▶ WHAT IS ASKED: Repeat, exactly and completely, the material that follows. Omit the pictures.

▶ PROVIDED MATERIAL:
- - -

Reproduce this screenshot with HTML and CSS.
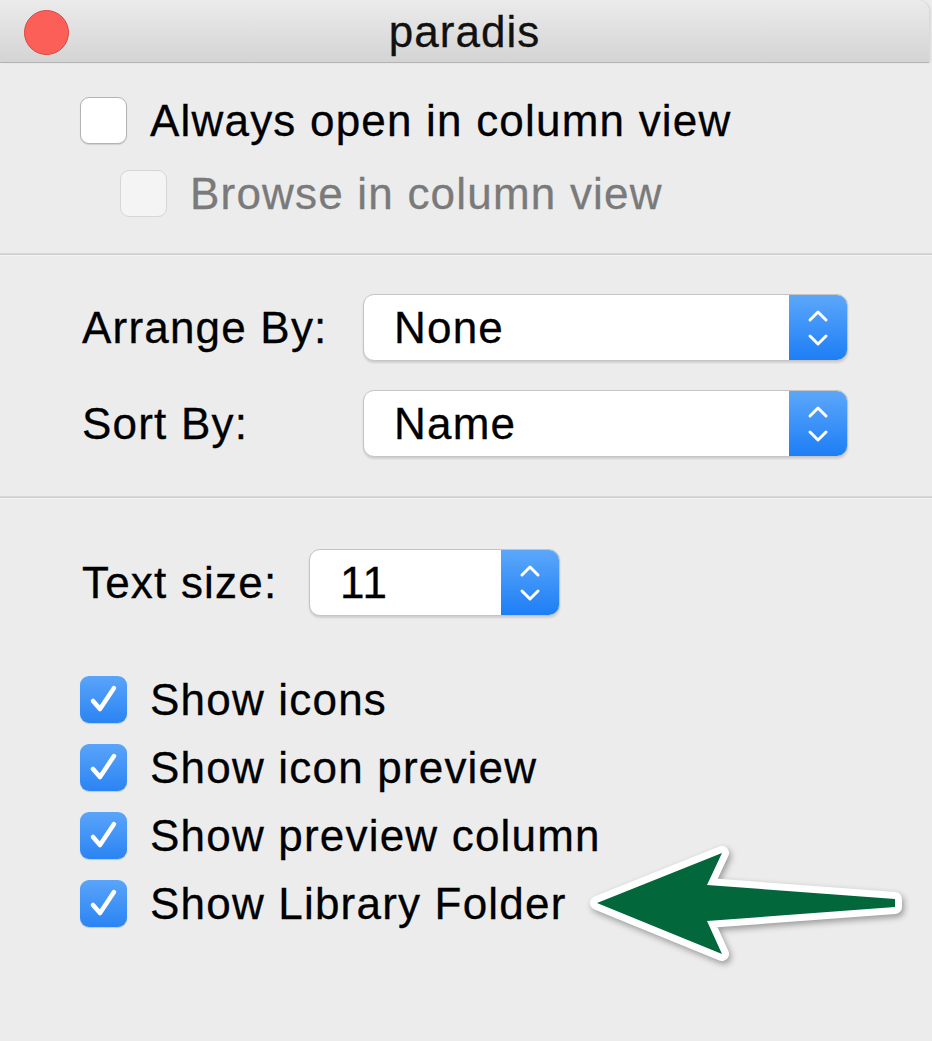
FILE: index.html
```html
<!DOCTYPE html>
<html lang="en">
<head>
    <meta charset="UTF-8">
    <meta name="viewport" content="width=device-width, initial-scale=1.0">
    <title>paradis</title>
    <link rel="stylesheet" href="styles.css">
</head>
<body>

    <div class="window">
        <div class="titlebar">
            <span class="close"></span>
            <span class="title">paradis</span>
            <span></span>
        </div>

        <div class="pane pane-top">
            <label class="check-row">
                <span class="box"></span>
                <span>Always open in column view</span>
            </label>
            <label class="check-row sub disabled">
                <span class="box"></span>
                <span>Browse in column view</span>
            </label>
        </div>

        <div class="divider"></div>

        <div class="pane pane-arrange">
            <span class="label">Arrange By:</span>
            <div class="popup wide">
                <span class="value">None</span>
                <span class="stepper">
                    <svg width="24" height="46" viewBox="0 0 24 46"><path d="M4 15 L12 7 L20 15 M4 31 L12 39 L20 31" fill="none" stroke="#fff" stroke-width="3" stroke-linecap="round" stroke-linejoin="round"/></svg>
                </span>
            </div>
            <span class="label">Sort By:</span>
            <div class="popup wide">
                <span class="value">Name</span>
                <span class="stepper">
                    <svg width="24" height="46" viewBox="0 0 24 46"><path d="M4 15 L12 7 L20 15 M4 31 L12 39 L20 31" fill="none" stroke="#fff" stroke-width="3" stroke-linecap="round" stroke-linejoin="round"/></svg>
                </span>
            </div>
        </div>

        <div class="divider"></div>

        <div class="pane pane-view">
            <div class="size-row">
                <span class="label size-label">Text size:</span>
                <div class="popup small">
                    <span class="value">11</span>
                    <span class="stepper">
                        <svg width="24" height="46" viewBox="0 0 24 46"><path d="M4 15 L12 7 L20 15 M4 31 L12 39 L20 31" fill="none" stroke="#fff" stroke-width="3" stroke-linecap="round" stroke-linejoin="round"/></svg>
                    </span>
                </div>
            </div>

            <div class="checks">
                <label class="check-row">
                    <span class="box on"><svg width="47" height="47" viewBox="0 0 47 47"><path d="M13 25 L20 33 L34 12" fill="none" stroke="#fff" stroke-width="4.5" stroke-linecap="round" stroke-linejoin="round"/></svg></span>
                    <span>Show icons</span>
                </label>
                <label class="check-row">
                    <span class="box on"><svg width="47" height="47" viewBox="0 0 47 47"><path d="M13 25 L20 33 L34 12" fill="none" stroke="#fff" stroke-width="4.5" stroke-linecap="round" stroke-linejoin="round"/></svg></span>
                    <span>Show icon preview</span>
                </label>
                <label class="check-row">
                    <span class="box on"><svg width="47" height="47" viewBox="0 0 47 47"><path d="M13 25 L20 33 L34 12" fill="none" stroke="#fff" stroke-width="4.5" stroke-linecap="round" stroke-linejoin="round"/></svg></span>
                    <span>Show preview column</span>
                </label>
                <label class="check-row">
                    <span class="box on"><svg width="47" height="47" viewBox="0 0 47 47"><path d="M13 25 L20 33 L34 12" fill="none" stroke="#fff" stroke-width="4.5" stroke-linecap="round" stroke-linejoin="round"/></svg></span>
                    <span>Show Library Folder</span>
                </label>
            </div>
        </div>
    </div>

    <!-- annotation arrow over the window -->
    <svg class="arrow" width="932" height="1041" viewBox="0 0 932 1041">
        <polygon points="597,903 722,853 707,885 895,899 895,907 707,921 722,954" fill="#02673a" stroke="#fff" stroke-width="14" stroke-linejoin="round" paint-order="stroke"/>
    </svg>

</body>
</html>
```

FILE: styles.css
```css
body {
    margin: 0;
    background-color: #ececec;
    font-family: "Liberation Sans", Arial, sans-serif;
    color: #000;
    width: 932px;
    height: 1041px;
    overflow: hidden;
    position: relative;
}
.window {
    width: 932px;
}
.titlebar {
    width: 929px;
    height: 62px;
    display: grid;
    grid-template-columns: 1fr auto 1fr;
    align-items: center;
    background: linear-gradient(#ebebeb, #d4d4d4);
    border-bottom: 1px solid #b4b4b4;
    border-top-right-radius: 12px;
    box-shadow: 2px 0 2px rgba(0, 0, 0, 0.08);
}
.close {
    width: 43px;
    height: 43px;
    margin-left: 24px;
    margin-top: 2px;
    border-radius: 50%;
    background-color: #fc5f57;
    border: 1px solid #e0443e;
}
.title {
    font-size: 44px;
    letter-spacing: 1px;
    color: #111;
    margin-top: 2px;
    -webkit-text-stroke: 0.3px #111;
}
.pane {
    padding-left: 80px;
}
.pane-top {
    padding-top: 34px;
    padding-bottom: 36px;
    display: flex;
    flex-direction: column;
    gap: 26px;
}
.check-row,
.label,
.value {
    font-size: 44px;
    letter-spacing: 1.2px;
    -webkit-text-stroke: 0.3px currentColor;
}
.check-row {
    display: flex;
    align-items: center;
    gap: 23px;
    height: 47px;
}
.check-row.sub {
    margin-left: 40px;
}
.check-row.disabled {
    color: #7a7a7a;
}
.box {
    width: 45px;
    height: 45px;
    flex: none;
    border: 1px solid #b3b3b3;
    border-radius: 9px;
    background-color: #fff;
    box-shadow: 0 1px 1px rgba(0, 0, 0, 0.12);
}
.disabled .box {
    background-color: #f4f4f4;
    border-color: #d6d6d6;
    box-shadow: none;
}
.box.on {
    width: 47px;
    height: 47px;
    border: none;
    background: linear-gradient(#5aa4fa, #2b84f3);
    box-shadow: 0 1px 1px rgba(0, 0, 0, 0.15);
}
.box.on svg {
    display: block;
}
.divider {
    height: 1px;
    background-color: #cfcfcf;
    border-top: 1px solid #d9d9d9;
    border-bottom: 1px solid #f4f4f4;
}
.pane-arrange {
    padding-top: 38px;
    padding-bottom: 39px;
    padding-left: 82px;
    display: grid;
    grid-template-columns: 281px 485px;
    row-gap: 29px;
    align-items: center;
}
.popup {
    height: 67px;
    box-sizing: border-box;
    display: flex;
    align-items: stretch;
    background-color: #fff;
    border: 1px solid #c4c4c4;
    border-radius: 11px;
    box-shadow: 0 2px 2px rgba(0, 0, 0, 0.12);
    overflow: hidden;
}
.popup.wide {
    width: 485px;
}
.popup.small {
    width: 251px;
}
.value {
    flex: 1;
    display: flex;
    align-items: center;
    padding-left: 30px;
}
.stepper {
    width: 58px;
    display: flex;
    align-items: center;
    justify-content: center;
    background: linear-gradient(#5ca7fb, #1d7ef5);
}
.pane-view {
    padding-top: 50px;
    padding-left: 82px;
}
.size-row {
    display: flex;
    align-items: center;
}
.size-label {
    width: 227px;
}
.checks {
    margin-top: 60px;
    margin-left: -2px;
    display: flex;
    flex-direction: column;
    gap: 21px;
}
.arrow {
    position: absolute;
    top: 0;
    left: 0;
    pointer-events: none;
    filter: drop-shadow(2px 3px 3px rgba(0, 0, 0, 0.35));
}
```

- - -

▶ EXERCISE OUTPUT:
Reproduce this screenshot with HTML and CSS.
FILE: index.html
```html
<!DOCTYPE html>
<html lang="en">
<head>
    <meta charset="UTF-8">
    <meta name="viewport" content="width=device-width, initial-scale=1.0">
    <title>paradis</title>
    <link rel="stylesheet" href="styles.css">
</head>
<body>

    <div class="window">
        <div class="titlebar">
            <span class="close"></span>
            <span class="title">paradis</span>
            <span></span>
        </div>

        <div class="pane pane-top">
            <label class="check-row">
                <span class="box"></span>
                <span>Always open in column view</span>
            </label>
            <label class="check-row sub disabled">
                <span class="box"></span>
                <span>Browse in column view</span>
            </label>
        </div>

        <div class="divider"></div>

        <div class="pane pane-arrange">
            <span class="label">Arrange By:</span>
            <div class="popup wide">
                <span class="value">None</span>
                <span class="stepper">
                    <svg width="24" height="46" viewBox="0 0 24 46"><path d="M4 15 L12 7 L20 15 M4 31 L12 39 L20 31" fill="none" stroke="#fff" stroke-width="3" stroke-linecap="round" stroke-linejoin="round"/></svg>
                </span>
            </div>
            <span class="label">Sort By:</span>
            <div class="popup wide">
                <span class="value">Name</span>
                <span class="stepper">
                    <svg width="24" height="46" viewBox="0 0 24 46"><path d="M4 15 L12 7 L20 15 M4 31 L12 39 L20 31" fill="none" stroke="#fff" stroke-width="3" stroke-linecap="round" stroke-linejoin="round"/></svg>
                </span>
            </div>
        </div>

        <div class="divider"></div>

        <div class="pane pane-view">
            <div class="size-row">
                <span class="label size-label">Text size:</span>
                <div class="popup small">
                    <span class="value">11</span>
                    <span class="stepper">
                        <svg width="24" height="46" viewBox="0 0 24 46"><path d="M4 15 L12 7 L20 15 M4 31 L12 39 L20 31" fill="none" stroke="#fff" stroke-width="3" stroke-linecap="round" stroke-linejoin="round"/></svg>
                    </span>
                </div>
            </div>

            <div class="checks">
                <label class="check-row">
                    <span class="box on"><svg width="47" height="47" viewBox="0 0 47 47"><path d="M13 25 L20 33 L34 12" fill="none" stroke="#fff" stroke-width="4.5" stroke-linecap="round" stroke-linejoin="round"/></svg></span>
                    <span>Show icons</span>
                </label>
                <label class="check-row">
                    <span class="box on"><svg width="47" height="47" viewBox="0 0 47 47"><path d="M13 25 L20 33 L34 12" fill="none" stroke="#fff" stroke-width="4.5" stroke-linecap="round" stroke-linejoin="round"/></svg></span>
                    <span>Show icon preview</span>
                </label>
                <label class="check-row">
                    <span class="box on"><svg width="47" height="47" viewBox="0 0 47 47"><path d="M13 25 L20 33 L34 12" fill="none" stroke="#fff" stroke-width="4.5" stroke-linecap="round" stroke-linejoin="round"/></svg></span>
                    <span>Show preview column</span>
                </label>
                <label class="check-row">
                    <span class="box on"><svg width="47" height="47" viewBox="0 0 47 47"><path d="M13 25 L20 33 L34 12" fill="none" stroke="#fff" stroke-width="4.5" stroke-linecap="round" stroke-linejoin="round"/></svg></span>
                    <span>Show Library Folder</span>
                </label>
            </div>
        </div>
    </div>

    <!-- annotation arrow over the window -->
    <svg class="arrow" width="932" height="1041" viewBox="0 0 932 1041">
        <polygon points="597,903 722,853 707,885 895,899 895,907 707,921 722,954" fill="#02673a" stroke="#fff" stroke-width="14" stroke-linejoin="round" paint-order="stroke"/>
    </svg>

</body>
</html>
```

FILE: styles.css
```css
body {
    margin: 0;
    background-color: #ececec;
    font-family: "Liberation Sans", Arial, sans-serif;
    color: #000;
    width: 932px;
    height: 1041px;
    overflow: hidden;
    position: relative;
}
.window {
    width: 932px;
}
.titlebar {
    width: 929px;
    height: 62px;
    display: grid;
    grid-template-columns: 1fr auto 1fr;
    align-items: center;
    background: linear-gradient(#ebebeb, #d4d4d4);
    border-bottom: 1px solid #b4b4b4;
    border-top-right-radius: 12px;
    box-shadow: 2px 0 2px rgba(0, 0, 0, 0.08);
}
.close {
    width: 43px;
    height: 43px;
    margin-left: 24px;
    margin-top: 2px;
    border-radius: 50%;
    background-color: #fc5f57;
    border: 1px solid #e0443e;
}
.title {
    font-size: 44px;
    letter-spacing: 1px;
    color: #111;
    margin-top: 2px;
    -webkit-text-stroke: 0.3px #111;
}
.pane {
    padding-left: 80px;
}
.pane-top {
    padding-top: 34px;
    padding-bottom: 36px;
    display: flex;
    flex-direction: column;
    gap: 26px;
}
.check-row,
.label,
.value {
    font-size: 44px;
    letter-spacing: 1.2px;
    -webkit-text-stroke: 0.3px currentColor;
}
.check-row {
    display: flex;
    align-items: center;
    gap: 23px;
    height: 47px;
}
.check-row.sub {
    margin-left: 40px;
}
.check-row.disabled {
    color: #7a7a7a;
}
.box {
    width: 45px;
    height: 45px;
    flex: none;
    border: 1px solid #b3b3b3;
    border-radius: 9px;
    background-color: #fff;
    box-shadow: 0 1px 1px rgba(0, 0, 0, 0.12);
}
.disabled .box {
    background-color: #f4f4f4;
    border-color: #d6d6d6;
    box-shadow: none;
}
.box.on {
    width: 47px;
    height: 47px;
    border: none;
    background: linear-gradient(#5aa4fa, #2b84f3);
    box-shadow: 0 1px 1px rgba(0, 0, 0, 0.15);
}
.box.on svg {
    display: block;
}
.divider {
    height: 1px;
    background-color: #cfcfcf;
    border-top: 1px solid #d9d9d9;
    border-bottom: 1px solid #f4f4f4;
}
.pane-arrange {
    padding-top: 38px;
    padding-bottom: 39px;
    padding-left: 82px;
    display: grid;
    grid-template-columns: 281px 485px;
    row-gap: 29px;
    align-items: center;
}
.popup {
    height: 67px;
    box-sizing: border-box;
    display: flex;
    align-items: stretch;
    background-color: #fff;
    border: 1px solid #c4c4c4;
    border-radius: 11px;
    box-shadow: 0 2px 2px rgba(0, 0, 0, 0.12);
    overflow: hidden;
}
.popup.wide {
    width: 485px;
}
.popup.small {
    width: 251px;
}
.value {
    flex: 1;
    display: flex;
    align-items: center;
    padding-left: 30px;
}
.stepper {
    width: 58px;
    display: flex;
    align-items: center;
    justify-content: center;
    background: linear-gradient(#5ca7fb, #1d7ef5);
}
.pane-view {
    padding-top: 50px;
    padding-left: 82px;
}
.size-row {
    display: flex;
    align-items: center;
}
.size-label {
    width: 227px;
}
.checks {
    margin-top: 60px;
    margin-left: -2px;
    display: flex;
    flex-direction: column;
    gap: 21px;
}
.arrow {
    position: absolute;
    top: 0;
    left: 0;
    pointer-events: none;
    filter: drop-shadow(2px 3px 3px rgba(0, 0, 0, 0.35));
}
```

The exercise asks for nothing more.